▶ [Problem details]:
Reproduce the listing below exactly, minus its pictures.

▶ [Data section]:
══════════

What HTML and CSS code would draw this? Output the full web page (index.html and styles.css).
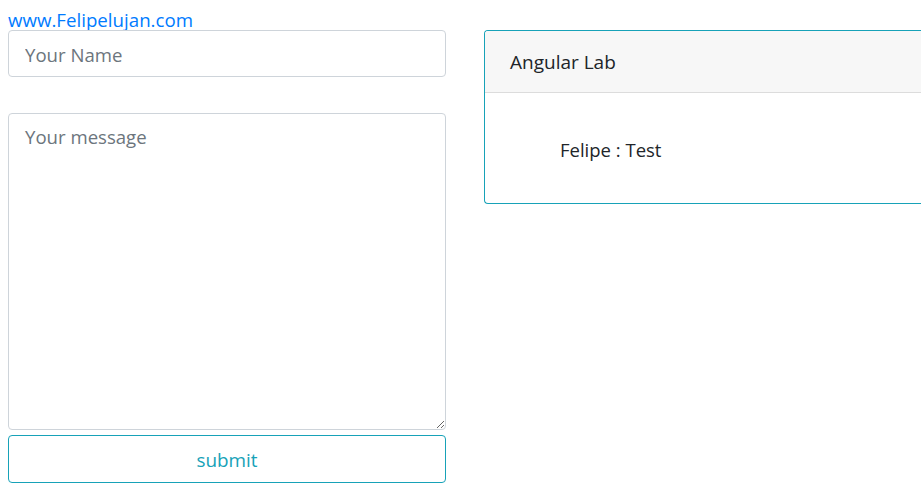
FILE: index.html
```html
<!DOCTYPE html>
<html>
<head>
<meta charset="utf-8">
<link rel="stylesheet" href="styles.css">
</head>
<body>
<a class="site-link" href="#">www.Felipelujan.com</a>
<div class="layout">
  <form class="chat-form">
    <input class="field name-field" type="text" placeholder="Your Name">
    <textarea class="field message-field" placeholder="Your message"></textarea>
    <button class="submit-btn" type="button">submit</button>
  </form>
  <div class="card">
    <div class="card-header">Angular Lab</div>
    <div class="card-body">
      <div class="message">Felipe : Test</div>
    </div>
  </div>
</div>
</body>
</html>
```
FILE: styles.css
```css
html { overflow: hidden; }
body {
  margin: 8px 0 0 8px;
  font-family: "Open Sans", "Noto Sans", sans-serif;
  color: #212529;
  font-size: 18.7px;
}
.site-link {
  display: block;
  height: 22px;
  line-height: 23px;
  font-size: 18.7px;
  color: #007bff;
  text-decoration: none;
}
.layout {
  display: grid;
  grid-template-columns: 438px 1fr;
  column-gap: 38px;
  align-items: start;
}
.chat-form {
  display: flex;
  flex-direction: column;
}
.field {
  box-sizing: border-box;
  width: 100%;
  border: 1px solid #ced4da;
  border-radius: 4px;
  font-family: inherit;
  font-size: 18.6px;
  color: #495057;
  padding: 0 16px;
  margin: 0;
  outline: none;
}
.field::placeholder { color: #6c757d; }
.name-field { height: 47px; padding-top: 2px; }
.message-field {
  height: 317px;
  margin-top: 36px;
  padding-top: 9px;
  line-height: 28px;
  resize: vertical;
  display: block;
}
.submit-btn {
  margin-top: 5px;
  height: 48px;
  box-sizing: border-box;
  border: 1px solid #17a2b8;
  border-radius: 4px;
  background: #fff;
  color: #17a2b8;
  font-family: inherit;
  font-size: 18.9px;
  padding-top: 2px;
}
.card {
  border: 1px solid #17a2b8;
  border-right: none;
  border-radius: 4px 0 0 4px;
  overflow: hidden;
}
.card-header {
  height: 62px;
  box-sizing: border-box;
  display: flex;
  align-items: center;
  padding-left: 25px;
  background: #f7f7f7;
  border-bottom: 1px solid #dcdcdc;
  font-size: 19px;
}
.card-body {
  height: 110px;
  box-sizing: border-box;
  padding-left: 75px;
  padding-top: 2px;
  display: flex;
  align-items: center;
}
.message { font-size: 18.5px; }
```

══════════

▶ [Solution for this problem]:
What HTML and CSS code would draw this? Output the full web page (index.html and styles.css).
FILE: index.html
```html
<!DOCTYPE html>
<html>
<head>
<meta charset="utf-8">
<link rel="stylesheet" href="styles.css">
</head>
<body>
<a class="site-link" href="#">www.Felipelujan.com</a>
<div class="layout">
  <form class="chat-form">
    <input class="field name-field" type="text" placeholder="Your Name">
    <textarea class="field message-field" placeholder="Your message"></textarea>
    <button class="submit-btn" type="button">submit</button>
  </form>
  <div class="card">
    <div class="card-header">Angular Lab</div>
    <div class="card-body">
      <div class="message">Felipe : Test</div>
    </div>
  </div>
</div>
</body>
</html>
```
FILE: styles.css
```css
html { overflow: hidden; }
body {
  margin: 8px 0 0 8px;
  font-family: "Open Sans", "Noto Sans", sans-serif;
  color: #212529;
  font-size: 18.7px;
}
.site-link {
  display: block;
  height: 22px;
  line-height: 23px;
  font-size: 18.7px;
  color: #007bff;
  text-decoration: none;
}
.layout {
  display: grid;
  grid-template-columns: 438px 1fr;
  column-gap: 38px;
  align-items: start;
}
.chat-form {
  display: flex;
  flex-direction: column;
}
.field {
  box-sizing: border-box;
  width: 100%;
  border: 1px solid #ced4da;
  border-radius: 4px;
  font-family: inherit;
  font-size: 18.6px;
  color: #495057;
  padding: 0 16px;
  margin: 0;
  outline: none;
}
.field::placeholder { color: #6c757d; }
.name-field { height: 47px; padding-top: 2px; }
.message-field {
  height: 317px;
  margin-top: 36px;
  padding-top: 9px;
  line-height: 28px;
  resize: vertical;
  display: block;
}
.submit-btn {
  margin-top: 5px;
  height: 48px;
  box-sizing: border-box;
  border: 1px solid #17a2b8;
  border-radius: 4px;
  background: #fff;
  color: #17a2b8;
  font-family: inherit;
  font-size: 18.9px;
  padding-top: 2px;
}
.card {
  border: 1px solid #17a2b8;
  border-right: none;
  border-radius: 4px 0 0 4px;
  overflow: hidden;
}
.card-header {
  height: 62px;
  box-sizing: border-box;
  display: flex;
  align-items: center;
  padding-left: 25px;
  background: #f7f7f7;
  border-bottom: 1px solid #dcdcdc;
  font-size: 19px;
}
.card-body {
  height: 110px;
  box-sizing: border-box;
  padding-left: 75px;
  padding-top: 2px;
  display: flex;
  align-items: center;
}
.message { font-size: 18.5px; }
```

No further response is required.